Even in America’s most visited national park, there are places to get away from it all, if you’re willing to sweat enough. The lost trails of the Smokies. Like the epically-named Mellinger Death Ridge.

“This guy Mellinger... stumbled into a bear trap that was illegally set. The poachers found him still alive...and they ended up pushing him over a cliff edge” Barron said. “That ended up being the story of the name of the ridge.”

Suds with stories off of Sutherland.

“This is really deep into the area of the park, that very few people get to,” Barron said.

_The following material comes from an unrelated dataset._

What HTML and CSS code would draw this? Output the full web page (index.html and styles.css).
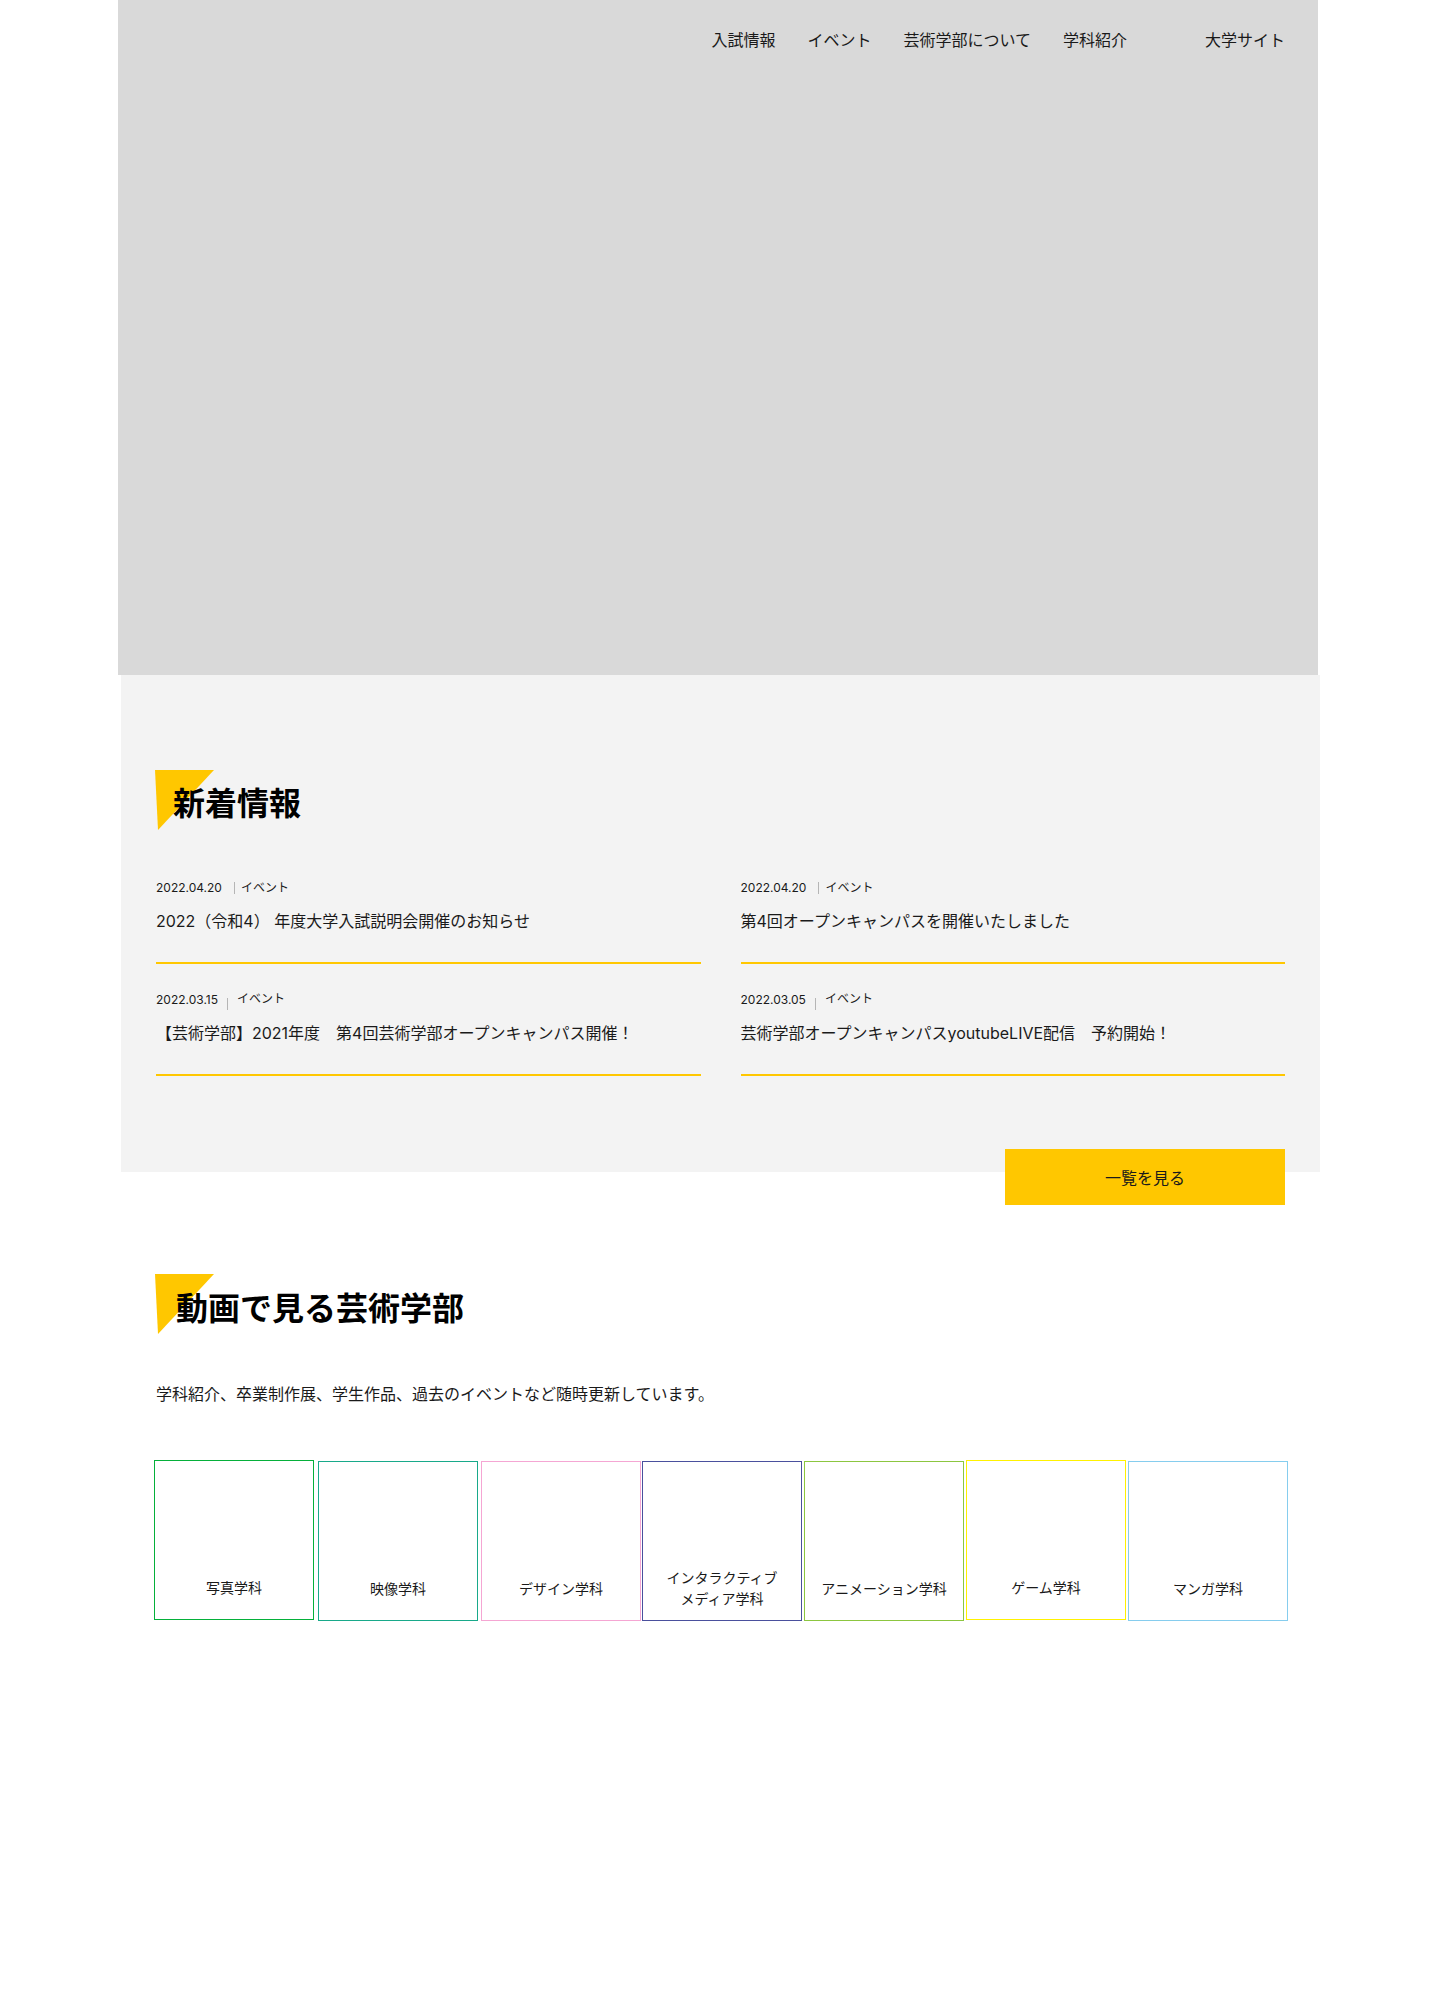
FILE: index.html
```html
<!DOCTYPE html>
<html lang="ja">
<head>
<meta charset="utf-8">
<title>芸術学部</title>
<link rel="stylesheet" href="styles.css">
</head>
<body>
<header class="hero">
  <nav class="gnav">
    <a class="gnav-item" href="#">入試情報</a>
    <a class="gnav-item" href="#">イベント</a>
    <a class="gnav-item" href="#">芸術学部について</a>
    <a class="gnav-item" href="#">学科紹介</a>
    <a class="gnav-item gnav-item--site" href="#">大学サイト</a>
  </nav>
</header>

<section class="news">
  <h2 class="sec-title sec-title--news">新着情報</h2>
  <ul class="news-list">
    <li class="news-item">
      <div class="meta"><span class="meta-date">2022.04.20</span><span class="meta-bar"></span><span class="meta-cat">イベント</span></div>
      <p class="news-title">2022（令和4） 年度大学入試説明会開催のお知らせ</p>
    </li>
    <li class="news-item">
      <div class="meta"><span class="meta-date">2022.04.20</span><span class="meta-bar"></span><span class="meta-cat">イベント</span></div>
      <p class="news-title">第4回オープンキャンパスを開催いたしました</p>
    </li>
    <li class="news-item">
      <div class="meta meta--offset"><span class="meta-date">2022.03.15</span><span class="meta-bar"></span><span class="meta-cat">イベント</span></div>
      <p class="news-title">【芸術学部】2021年度　第4回芸術学部オープンキャンパス開催！</p>
    </li>
    <li class="news-item">
      <div class="meta meta--offset"><span class="meta-date">2022.03.05</span><span class="meta-bar"></span><span class="meta-cat">イベント</span></div>
      <p class="news-title">芸術学部オープンキャンパスyoutubeLIVE配信　予約開始！</p>
    </li>
  </ul>
  <a class="more-btn" href="#">一覧を見る</a>
</section>

<section class="movie">
  <h2 class="sec-title sec-title--movie">動画で見る芸術学部</h2>
  <p class="movie-lead">学科紹介、卒業制作展、学生作品、過去のイベントなど随時更新しています。</p>
  <ul class="dept-list">
    <li class="dept dept--photo"><span class="dept-label">写真学科</span></li>
    <li class="dept dept--video"><span class="dept-label">映像学科</span></li>
    <li class="dept dept--design"><span class="dept-label">デザイン学科</span></li>
    <li class="dept dept--media"><span class="dept-label">インタラクティブ<br>メディア学科</span></li>
    <li class="dept dept--anime"><span class="dept-label">アニメーション学科</span></li>
    <li class="dept dept--game"><span class="dept-label">ゲーム学科</span></li>
    <li class="dept dept--manga"><span class="dept-label">マンガ学科</span></li>
  </ul>
</section>
</body>
</html>
```

FILE: styles.css
```css
* {
  box-sizing: border-box;
}

body {
  margin: 0;
  background: #fff;
  color: #1a1a1a;
  font-family: Inter, "Noto Sans CJK JP", "Noto Sans", sans-serif;
  min-height: 2000px;
}

a {
  color: inherit;
  text-decoration: none;
}

ul {
  list-style: none;
  margin: 0;
  padding: 0;
}

p {
  margin: 0;
}

/* hero */
.hero {
  margin-left: 118px;
  width: 1200px;
  height: 675px;
  background: #d9d9d9;
}

.gnav {
  display: flex;
  justify-content: flex-end;
  gap: 32px;
  padding: 28px 33px 0 0;
}

.gnav-item {
  font-size: 16px;
  line-height: 24px;
  color: #1a1a1a;
}

.gnav-item--site {
  margin-left: 46px;
}

/* section titles */
.sec-title {
  position: relative;
  margin: 0;
  font-size: 32px;
  line-height: 40px;
  font-weight: 700;
  color: #000;
}

.sec-title::before {
  content: "";
  position: absolute;
  top: 0;
  left: -1px;
  width: 60px;
  height: 60px;
  background: #ffc700;
  clip-path: polygon(0 0, 59px 0, 3px 60px);
  z-index: -1;
}

.sec-title--news {
  padding: 14px 0 0 17px;
}

.sec-title--movie {
  padding: 15px 0 0 20px;
}

/* news */
.news {
  position: relative;
  z-index: 0;
  display: flex;
  flex-direction: column;
  margin-left: 121px;
  width: 1199px;
  background: #f3f3f3;
  padding: 95px 35px 0 35px;
}

.news-list {
  display: grid;
  grid-template-columns: 1fr 1fr;
  column-gap: 40px;
  row-gap: 27px;
  margin-top: 55px;
}

.news-item {
  padding-bottom: 29px;
  border-bottom: 2px solid #ffc700;
}

.meta {
  display: flex;
  align-items: center;
  height: 18px;
  font-size: 12px;
  line-height: 18px;
  color: #1a1a1a;
}

.meta-bar {
  width: 1px;
  height: 12px;
  background: #b5b5b5;
  margin: 0 6px 0 12px;
}

.meta--offset .meta-bar {
  margin: 7px 9px 0 9px;
}

.meta--offset .meta-cat {
  margin-bottom: 3px;
}

.news-title {
  margin-top: 12px;
  font-size: 16px;
  line-height: 24px;
}

.more-btn {
  align-self: flex-end;
  display: flex;
  align-items: center;
  justify-content: center;
  width: 280px;
  height: 56px;
  margin-top: 73px;
  margin-bottom: -33px;
  background: #ffc700;
  font-size: 16px;
  color: #1a1a1a;
}

/* movie */
.movie {
  position: relative;
  z-index: 0;
  padding: 102px 0 0 0;
}

.movie .sec-title,
.movie-lead {
  margin-left: 156px;
}

.movie-lead {
  margin-top: 53px;
  font-size: 16px;
  line-height: 24px;
}

.dept-list {
  display: flex;
  gap: 2px;
  margin: 55px 0 0 154px;
  width: 1134px;
}

.dept {
  display: flex;
  flex-direction: column;
  justify-content: flex-end;
  width: 160px;
  height: 160px;
  flex: none;
  padding-bottom: 11px;
  border: 1px solid #ccc;
  background: #fff;
}

.dept-label {
  display: flex;
  align-items: center;
  justify-content: center;
  min-height: 42px;
  font-size: 14px;
  line-height: 21px;
  text-align: center;
  color: #1a1a1a;
}

.dept--photo { border-color: #04b03a; margin-top: -1px; }
.dept--video { border-color: #18a98a; margin-left: 2px; }
.dept--design { border-color: #f5a6d3; margin-left: 1px; }
.dept--media { border-color: #4a509d; margin-left: -1px; }
.dept--anime { border-color: #8cc640; }
.dept--game { border-color: #fff200; margin-top: -1px; }
.dept--manga { border-color: #86cdee; }
```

Albright Grove’s Nick Barron grew up hiking the Smokies. Now most of his beer cans are named after real places

Like the ‘Little River’ IPA coming off the line - or Tropical Bill. That one’s part of the “Lost Trail” series.

“A rapid one of my friends named Tropical Bill. I have no idea exactly why he named it that,” Barron said.

“But it just kind of seemed to fit with the theme and the beer name.”

The kid-friendly space has something for everyone, even craft beer beginners.

“So we kept making it more and more,” Barron said.

This India pale ale - Nick says it’ll remind you of an Orange Julius - is leaving the cold tank and heading inside. That beer is also named after an isolated trail head.

“Very few people actually go over there,” Barron said.

With such a big national park - Albright will brew limited releases for a long time.

“I don’t think there’s going to be any shortage of it,” Barron said.

Whether you’re testing your map skill on an overgrown trailhead or dipping your toes into locally made beer for the first time:

“That is above and beyond... it’s definitely bushwhacking,” Barron said.

You won’t have to hike far to find these cans. Albright sells at a few Knoxville Kroger, Whole Foods, and many local restaurants.